Econea is biodegradable, and its release rate can easily be controlled by paint makers. Its formulation is said to be especially effective against shellfish. This suited me just fine, since the boat is kept in Salem, Massachusetts, where barnacles have been a bit of nuisance over the last couple of seasons. Pacifica Plus also contains Biolux to fight slime.
I applied two coats of the paint over the existing Interlux Micron CSC, using a roller. It went on easier than the Micron and dried to the touch almost as soon it hit the hull. One blessing was that there was no longer a need to coat the saildrive leg and propeller with different paint: Pacifica Plus being metal-free, it can be applied to aluminum and any other underwater metal without fear of inducing galvanic corrosion.
Pacifica Plus is an eroding paint. The boat was in the water from early May to late October, and true to my usual aversion to getting wet I never bothered to dive in and scrub the bottom during the season. Only during the last month did the boat start to feel a little sluggish.

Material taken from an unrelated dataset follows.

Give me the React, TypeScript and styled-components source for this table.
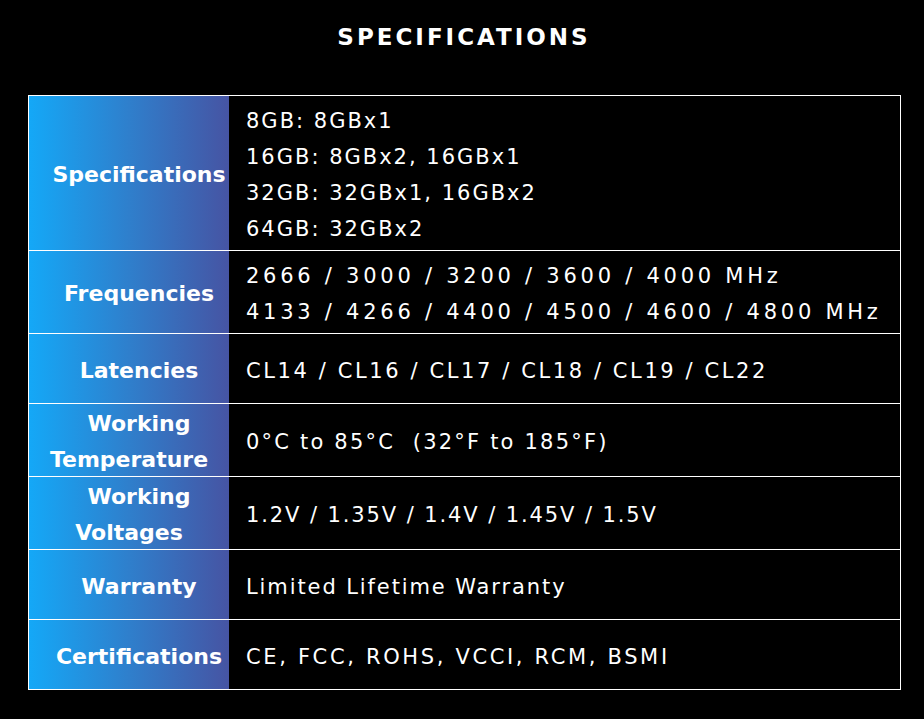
import React from "react";
import styled, { createGlobalStyle } from "styled-components";

const Global = createGlobalStyle`
  html, body { margin: 0; padding: 0; background: #000; }
  body { font-family: "DejaVu Sans", "Liberation Sans", sans-serif; color: #fff; }
`;

const Page = styled.div`
  width: 924px;
  min-height: 719px;
  background: #000;
  padding-top: 22px;
  box-sizing: border-box;
`;

const Title = styled.h2`
  margin: 0 0 43px;
  text-align: center;
  font-size: 23px;
  line-height: 30px;
  font-weight: 700;
  letter-spacing: 3px;
  padding-left: 4px;
  color: #fff;
`;

const Table = styled.div`
  margin-left: 28px;
  width: 873px;
  box-sizing: border-box;
  border: 1px solid #fff;
`;

const Row = styled.div`
  display: grid;
  grid-template-columns: 200px 1fr;
  min-height: 69px;
  & + & { border-top: 1px solid #fff; }
`;

const Label = styled.div`
  background: linear-gradient(90deg, #14a8f7 0%, #2f7fcc 50%, #4654a3 100%);
  display: flex;
  flex-direction: column;
  align-items: center;
  justify-content: center;
  text-align: center;
  font-weight: 700;
  font-size: 22px;
  line-height: 36px;
  white-space: nowrap;
`;

const LabelLine = styled.span`
  display: block;
  transform: translateY(2px);
`;

const Indent = styled.span`
  display: inline-block;
  width: 20px;
`;

const Value = styled.div<{ $track: number }>`
  display: flex;
  flex-direction: column;
  justify-content: center;
  padding: 7px 17px 3px;
  font-size: 21px;
  line-height: 36px;
  letter-spacing: ${(p) => p.$track}px;
  white-space: nowrap;
`;

const rows: { label: string[]; lines: string[]; track: number }[] = [
  {
    label: ["Specifications"],
    lines: ["8GB: 8GBx1", "16GB: 8GBx2, 16GBx1", "32GB: 32GBx1, 16GBx2", "64GB: 32GBx2"],
    track: 2.0,
  },
  {
    label: ["Frequencies"],
    lines: [
      "2666 / 3000 / 3200 / 3600 / 4000 MHz",
      "4133 / 4266 / 4400 / 4500 / 4600 / 4800 MHz",
    ],
    track: 3.75,
  },
  { label: ["Latencies"], lines: ["CL14 / CL16 / CL17 / CL18 / CL19 / CL22"], track: 2.6 },
  { label: ["Working", "Temperature"], lines: ["0°C to 85°C\u00a0 (32°F to 185°F)"], track: 2.2 },
  { label: ["Working", "Voltages"], lines: ["1.2V / 1.35V / 1.4V / 1.45V / 1.5V"], track: 1.9 },
  { label: ["Warranty"], lines: ["Limited Lifetime Warranty"], track: 1.9 },
  { label: ["Certifications"], lines: ["CE, FCC, ROHS, VCCI, RCM, BSMI"], track: 2.65 },
];

export default function App() {
  return (
    <Page>
      <Global />
      <Title>SPECIFICATIONS</Title>
      <Table>
        {rows.map((r) => (
          <Row key={r.label.join(" ")}>
            <Label>
              {r.label.map((l, i) => (
                <LabelLine key={l}>
                  {i === 0 && <Indent />}
                  {l}
                </LabelLine>
              ))}
            </Label>
            <Value $track={r.track}>
              {r.lines.map((l) => (
                <span key={l}>{l}</span>
              ))}
            </Value>
          </Row>
        ))}
      </Table>
    </Page>
  );
}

That was par for the course.
I was not able to be present when the boat was hauled and pressure-washed, but there were only one or two barnacles on the saildrive leg, no clusters of small mussels around the through-hull apertures, and evidence of only minimal slime where the sling straps had prevented the pressure washer from doing its job.
On the evidence of one season’s use, I would be happy to use Pacifica Plus again. It’s the most effective copper-free antifouling I’ve tried. You can get it in red, blue or black.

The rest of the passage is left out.